Ты, весёлый, откроешь лицея дверь.
Пусть душа и промокла под тем дождём,
Она снова оранжевая теперь?..
Ульяна ИСАЧЕНКО
* * *
Памяти Лешки Аникина посвящается…
Никто не думает о смерти. Никто. Она всегда слишком далека. Ты можешь поспорить со мной, читатель, я знаю. Но где все те, угрожающие самоубийством? Они смеются, украшают запястья ленточками – “чтоб никто не видел шрамов”. И боятся боли – они никогда ничего не резали себе. Никогда.
А смерть – она рядом – все видит. Ей наплевать: “зовешь” ты ее или нет. Она забирает всех без счета и без разбора. Смерть не может быть благородной – благородно только сраженье.
Смерть, старая, склочная и жадная карга, забирает тех, кто дорог нам больше всего… Забирает тех, кого она недостойна.
Прикосновение.
– Ладно! Я не прощаюсь! – и убегает, помахав рукой, я смотрю ей вслед.

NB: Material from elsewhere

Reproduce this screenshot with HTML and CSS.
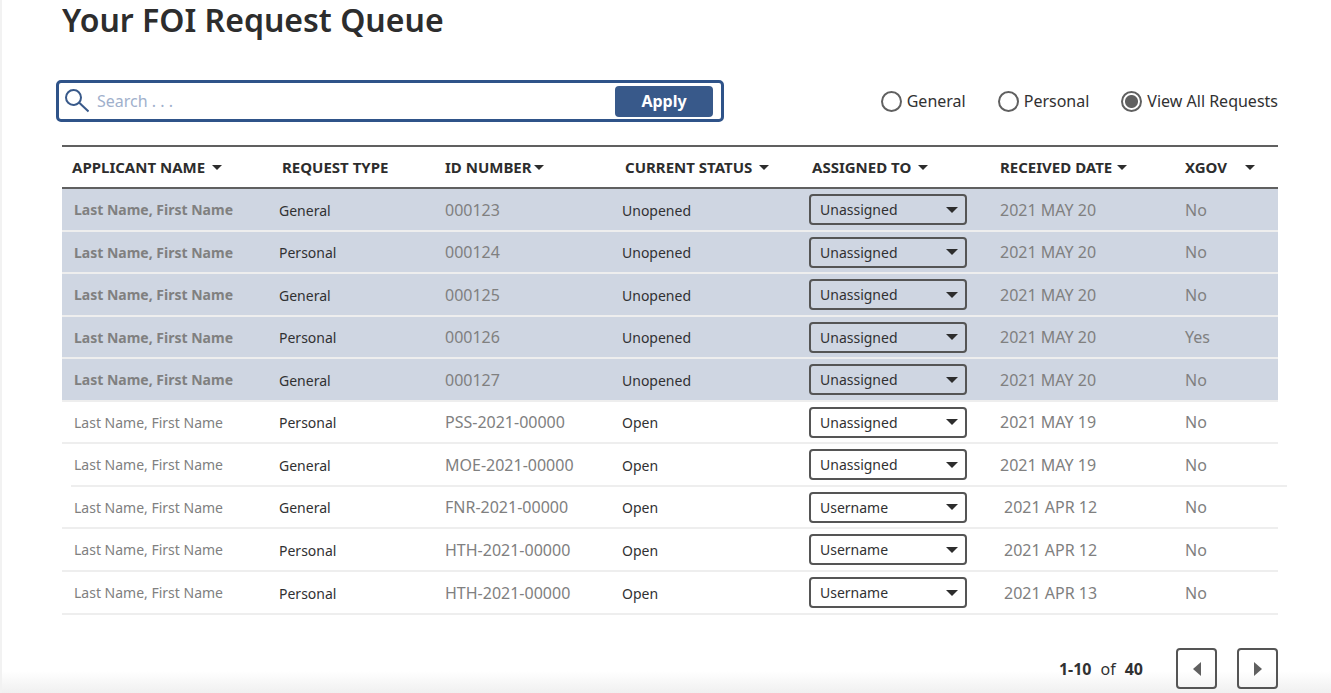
FILE: index.html
```html
<!DOCTYPE html>
<html lang="en">
<head>
<meta charset="utf-8">
<title>Your FOI Request Queue</title>
<link rel="stylesheet" href="styles.css">
</head>
<body>
<svg class="defs" aria-hidden="true">
  <symbol id="caret" viewBox="0 0 12 6"><path d="M0 0h12L6 6z"/></symbol>
</svg>
<main class="page">
  <h1 class="title">Your FOI Request Queue</h1>

  <div class="toolbar">
    <form class="search" role="search">
      <svg class="search-icon" viewBox="0 0 24 24" aria-hidden="true"><circle cx="8.500" cy="8.500" r="7.500"/><path d="M14 13.500l9.500 9"/></svg>
      <input class="search-input" type="text" placeholder="Search . . ." aria-label="Search">
      <button class="apply" type="button">Apply</button>
    </form>
    <div class="filters" role="radiogroup" aria-label="Request filter">
      <label class="filter"><input class="radio" type="radio" name="filter">General</label>
      <label class="filter"><input class="radio" type="radio" name="filter">Personal</label>
      <label class="filter"><input class="radio" type="radio" name="filter" checked>View All Requests</label>
    </div>
  </div>

  <table class="queue">
    <colgroup>
      <col class="col-name"><col class="col-type"><col class="col-id"><col class="col-status"><col class="col-assigned"><col class="col-date"><col class="col-xgov">
    </colgroup>
    <thead>
      <tr>
        <th class="h-name"><button class="sort" type="button">APPLICANT NAME<svg class="caret"><use href="#caret"/></svg></button></th>
        <th class="h-inset">REQUEST TYPE</th>
        <th><button class="sort sort-tight" type="button">ID NUMBER<svg class="caret"><use href="#caret"/></svg></button></th>
        <th class="h-inset"><button class="sort" type="button">CURRENT STATUS<svg class="caret"><use href="#caret"/></svg></button></th>
        <th class="h-inset"><button class="sort" type="button">ASSIGNED TO<svg class="caret"><use href="#caret"/></svg></button></th>
        <th><button class="sort sort-mid" type="button">RECEIVED DATE<svg class="caret"><use href="#caret"/></svg></button></th>
        <th><button class="sort sort-wide" type="button">XGOV<svg class="caret"><use href="#caret"/></svg></button></th>
      </tr>
    </thead>
    <tbody>
      <tr class="unopened">
        <td class="name">Last Name, First Name</td><td class="dark">General</td><td>000123</td><td class="dark">Unopened</td>
        <td><div class="assign"><select class="assign-select" aria-label="Assigned to"><option>Unassigned</option><option>Username</option></select><svg class="assign-caret"><use href="#caret"/></svg></div></td>
        <td>2021 MAY 20</td><td>No</td>
      </tr>
      <tr class="unopened">
        <td class="name">Last Name, First Name</td><td class="dark">Personal</td><td>000124</td><td class="dark">Unopened</td>
        <td><div class="assign"><select class="assign-select" aria-label="Assigned to"><option>Unassigned</option><option>Username</option></select><svg class="assign-caret"><use href="#caret"/></svg></div></td>
        <td>2021 MAY 20</td><td>No</td>
      </tr>
      <tr class="unopened">
        <td class="name">Last Name, First Name</td><td class="dark">General</td><td>000125</td><td class="dark">Unopened</td>
        <td><div class="assign"><select class="assign-select" aria-label="Assigned to"><option>Unassigned</option><option>Username</option></select><svg class="assign-caret"><use href="#caret"/></svg></div></td>
        <td>2021 MAY 20</td><td>No</td>
      </tr>
      <tr class="unopened">
        <td class="name">Last Name, First Name</td><td class="dark">Personal</td><td>000126</td><td class="dark">Unopened</td>
        <td><div class="assign"><select class="assign-select" aria-label="Assigned to"><option>Unassigned</option><option>Username</option></select><svg class="assign-caret"><use href="#caret"/></svg></div></td>
        <td>2021 MAY 20</td><td>Yes</td>
      </tr>
      <tr class="unopened">
        <td class="name">Last Name, First Name</td><td class="dark">General</td><td>000127</td><td class="dark">Unopened</td>
        <td><div class="assign"><select class="assign-select" aria-label="Assigned to"><option>Unassigned</option><option>Username</option></select><svg class="assign-caret"><use href="#caret"/></svg></div></td>
        <td>2021 MAY 20</td><td>No</td>
      </tr>
      <tr>
        <td class="name">Last Name, First Name</td><td class="dark">Personal</td><td>PSS-2021-00000</td><td class="dark">Open</td>
        <td><div class="assign"><select class="assign-select" aria-label="Assigned to"><option>Unassigned</option><option>Username</option></select><svg class="assign-caret"><use href="#caret"/></svg></div></td>
        <td>2021 MAY 19</td><td>No</td>
      </tr>
      <tr class="shifted-rule">
        <td class="name">Last Name, First Name</td><td class="dark">General</td><td>MOE-2021-00000</td><td class="dark">Open</td>
        <td><div class="assign"><select class="assign-select" aria-label="Assigned to"><option>Unassigned</option><option>Username</option></select><svg class="assign-caret"><use href="#caret"/></svg></div></td>
        <td>2021 MAY 19</td><td>No</td>
      </tr>
      <tr>
        <td class="name">Last Name, First Name</td><td class="dark">General</td><td>FNR-2021-00000</td><td class="dark">Open</td>
        <td><div class="assign"><select class="assign-select" aria-label="Assigned to"><option>Unassigned</option><option selected>Username</option></select><svg class="assign-caret"><use href="#caret"/></svg></div></td>
        <td class="date-inset">2021 APR 12</td><td>No</td>
      </tr>
      <tr>
        <td class="name">Last Name, First Name</td><td class="dark">Personal</td><td>HTH-2021-00000</td><td class="dark">Open</td>
        <td><div class="assign"><select class="assign-select" aria-label="Assigned to"><option>Unassigned</option><option selected>Username</option></select><svg class="assign-caret"><use href="#caret"/></svg></div></td>
        <td class="date-inset">2021 APR 12</td><td>No</td>
      </tr>
      <tr>
        <td class="name">Last Name, First Name</td><td class="dark">Personal</td><td>HTH-2021-00000</td><td class="dark">Open</td>
        <td><div class="assign"><select class="assign-select" aria-label="Assigned to"><option>Unassigned</option><option selected>Username</option></select><svg class="assign-caret"><use href="#caret"/></svg></div></td>
        <td class="date-inset">2021 APR 13</td><td>No</td>
      </tr>
    </tbody>
  </table>

  <nav class="pager" aria-label="Pagination">
    <p class="range"><b>1-10</b><span>of</span><b>40</b></p>
    <button class="page-btn" type="button" aria-label="Previous page"><svg class="arrow" viewBox="0 0 8 14"><path d="M8 0v14L0 7z"/></svg></button>
    <button class="page-btn" type="button" aria-label="Next page"><svg class="arrow" viewBox="0 0 8 14"><path d="M0 0v14l8-7z"/></svg></button>
  </nav>
</main>
</body>
</html>
```
FILE: styles.css
```css
* {
  box-sizing: border-box;
}

body {
  margin: 0;
  font-family: "Noto Sans", sans-serif;
  font-size: 16px;
  color: #313132;
  background: #fff;
}

button,
input,
select {
  font: inherit;
  color: inherit;
}

.defs {
  display: none;
}

.page {
  min-height: 100vh;
  padding: 0 53px 4px 60px;
  border-left: 2px solid #f2f2f2;
  background: linear-gradient(to top, #f0f0f0, #fff 22px);
}

.title {
  margin: 0 0 41px;
  font-size: 32px;
  line-height: 39px;
  font-weight: 600;
  color: #2d2d2d;
}

.toolbar {
  display: flex;
  align-items: center;
  justify-content: space-between;
  margin-left: -6px;
}

.search {
  display: flex;
  align-items: center;
  flex: 0 1 668px;
  height: 42px;
  padding: 0 8px 0 6px;
  border: 3px solid #2f5389;
  border-radius: 5px;
}

.search-icon {
  width: 24px;
  height: 24px;
  fill: none;
  stroke: #38598a;
  stroke-width: 2;
}

.search-input {
  flex: 1;
  min-width: 0;
  padding: 0 8px;
  border: 0;
  outline: 0;
  background: none;
}

.search-input::placeholder {
  color: #9fb0cc;
  opacity: 1;
}

.apply {
  width: 98px;
  height: 31px;
  padding: 0;
  border: 0;
  border-radius: 4px;
  background: #38598a;
  color: #fff;
  font-weight: 700;
}

.filters {
  display: flex;
  gap: 32px;
}

.filter {
  display: flex;
  align-items: center;
  gap: 5px;
}

.radio {
  appearance: none;
  width: 21px;
  height: 21px;
  margin: 0;
  border: 2px solid #606060;
  border-radius: 50%;
}

.radio:checked {
  background: radial-gradient(circle, #606060 6px, transparent 7px);
}

.queue {
  width: 100%;
  margin-top: 23px;
  table-layout: fixed;
  border-collapse: separate;
  border-spacing: 0;
  color: #808080;
}

.col-name { width: 217px; }
.col-type { width: 166px; }
.col-id { width: 177px; }
.col-status { width: 187px; }
.col-assigned { width: 191px; }
.col-date { width: 185px; }
.col-xgov { width: 93px; }

.queue th {
  height: 44px;
  padding: 0;
  border-top: 2px solid #606060;
  border-bottom: 2px solid #606060;
  font-size: 15px;
  font-weight: 700;
  text-align: left;
  white-space: nowrap;
  color: #2d2d2d;
}

.queue .h-name {
  padding-left: 10px;
}

.queue .h-inset {
  padding-left: 3px;
}

.sort {
  display: flex;
  align-items: center;
  gap: 7px;
  padding: 0;
  border: 0;
  background: none;
}

.sort-tight { gap: 2px; }
.sort-mid { gap: 5px; }
.sort-wide { gap: 18px; }

.caret {
  width: 10px;
  height: 5px;
  fill: #2d2d2d;
}

.queue td {
  height: 43px;
  padding: 0;
  border-bottom: 2px solid #eee;
  white-space: nowrap;
}

.queue tbody tr:nth-child(even) td {
  height: 42px;
}

.queue tbody tr:last-child td {
  height: 43px;
}

.queue .name {
  padding-left: 12px;
  font-size: 14px;
}

.queue .dark {
  padding-top: 1px;
  font-size: 14px;
  color: #313132;
}

.queue .date-inset {
  padding-left: 4px;
}

.unopened {
  background: #cfd6e2;
}

.unopened .name {
  font-weight: 700;
}

/* This row's rule starts and ends one step to the right of the table edge. */
.shifted-rule {
  position: relative;
}

.queue .shifted-rule td {
  border-bottom-color: transparent;
}

.shifted-rule::after {
  content: "";
  position: absolute;
  left: 9px;
  right: -9px;
  bottom: 0;
  height: 2px;
  background: #eee;
}

.assign {
  display: grid;
  width: 158px;
  align-items: center;
}

.assign-select,
.assign-caret {
  grid-area: 1 / 1;
}

.assign-select {
  appearance: none;
  width: 100%;
  height: 31px;
  padding: 0 9px;
  border: 2px solid #555;
  border-radius: 4px;
  background: none;
  font-size: 14px;
  color: #313132;
}

.assign-caret {
  justify-self: end;
  width: 12px;
  height: 6px;
  margin-right: 9px;
  fill: #2d2d2d;
  pointer-events: none;
}

.pager {
  display: flex;
  align-items: center;
  justify-content: flex-end;
  gap: 20px;
  margin-top: 33px;
}

.range {
  display: flex;
  gap: 9px;
  margin: 0 13px 0 0;
}

.page-btn {
  display: grid;
  place-items: center;
  width: 41px;
  height: 41px;
  padding: 0;
  border: 2px solid #555;
  border-radius: 4px;
  background: none;
}

.arrow {
  width: 8px;
  height: 14px;
  fill: #606060;
}
```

Мне шестнадцать лет, и я ненавижу мою жизнь. Ирке, только что убежавшей моей знакомой, – пятнадцать, и она еще не знает, что жизнь – бессмысленна, радуется зачем-то каждому лучику света, всему. А я старше и больше знаю о жизни.
Я резала себе вены… Неглубоко, совсем чуть-чуть, пока кровь не пойдет из ранки, а потом заклеивала порезы лейкопластырем и носила одежду с длинным рукавом.
– Мая! Мая! Ты о чем задумалась?
– Ой, Ир, прости… Это я так…
– Опять о смерти? Не вздумай умирать! У нас интереснее!
Какая же ты глупая, Ира, как можно узнать каково там, никогда там не побывав?
– Ладно. Я побежала на немецкий. Я тебе позвоню в восемь? Хорошо, Мая?
– Да, конечно…
Ну и зачем тебе немецкий? Ты же никогда не поедешь в Германию! “Чтоб было!” Ха. Зачем? Все равно ведь умрем…
– Алло, Мая? Это тетя Таня, Ирина мама…
– Да, я слушаю вас.
– Ира с тобой сейчас?
– Нет. А что случилось?
– Она до сих пор домой не вернулась…
– Что?
Куда она могла пропасть? Где ее искать? “Ладно, найдется”, – думаю я и иду спать.
…Утром, через несколько дней, Ирку нашли. Мертвую. Маньяк.
Я не ходила в школу. Заперлась в своей комнате и плакала. Вспоминала. Оказывается, мы очень редко касались друг друга руками просто так, оказывается, мы очень редко говорили по душам, но если говорили, то это затягивалось надолго, оказалось, мы не так часто виделись, как я думала, оказалось, звонила, заходила, начинала разговор первой всегда она… Потому что она искренне любила жизнь, а я нет.
Антон ШЕВЧУК
СМЕРТЬ – ЭТО ПРОПАСТЬ, В КОТОРОЙ ТЕБЯ НЕТ
Роняя слезы на клавиатуру посвещаю этот монолог моему другу А.Аникину
В этом тексте не будет ничего смешного. И ни одного восклицательного знака, только точки. На самом деле, мне очень трудно писать это, вы должны меня понять, поэтому я не буду, как всегда, пытаться подбирать красивые слова и пытаться строить предложения, мне это не нужно, я не хочу, чтобы вы понимали, как мне плохо и тоскливо, вы все ровно не поймете. Мои переживания – это только моя частичка души, я ее никому не отдам, не продам и не подарю. Я просто пишу, честно говоря, я почти никогда не пишу просто так, когда не знаешь, что писать и какое предложение будет следующим. Я не буду писать, как сейчас больно в душе, никто не сможет понять эту боль, и ее не прочитать на этом листе. Но эта боль… Как можно жить на свете, ходить в школу, сидеть дома, у телевизора, зная, что он никогда… никогда не сможет. Он там, где-то вдалеке, смотрит на тебя с небес и смеётся, да нет… нет… его просто нет. И пустота, та пустота, которая ждет каждого. И тот, кто говорит, что не боится смерти, глуп. Бойтесь, ведь потом вы не сможете бояться, ничего не сможете. Не сможете сказать друг другу приятное и похлопать по плечу, поэтому лучше сделайте это сейчас, сегодня, ведь завтра может просто не быть. Конец – это не начало, конец – это конец. Но самое страшное, когда этот конец начинается в самом начале, самом начале жизни. И ничего тут уже не скажешь, ничего не сделаешь. Смерть – это лишь новый шаг, начало новой жизни. НЕТ. Смерть – это стоп, это пропасть, в которой ты не падаешь, не исчезаешь, не меркнешь, смерть – это пропасть в которой тебя НЕТ. Тебя просто НЕТ. И любые слова тут не уместны, только слезы, слезы матери, слезы друзей и близких. Еще много можно писать о сожалениях, о боли, о страданиях. На самом деле не нужно, нужно молчать.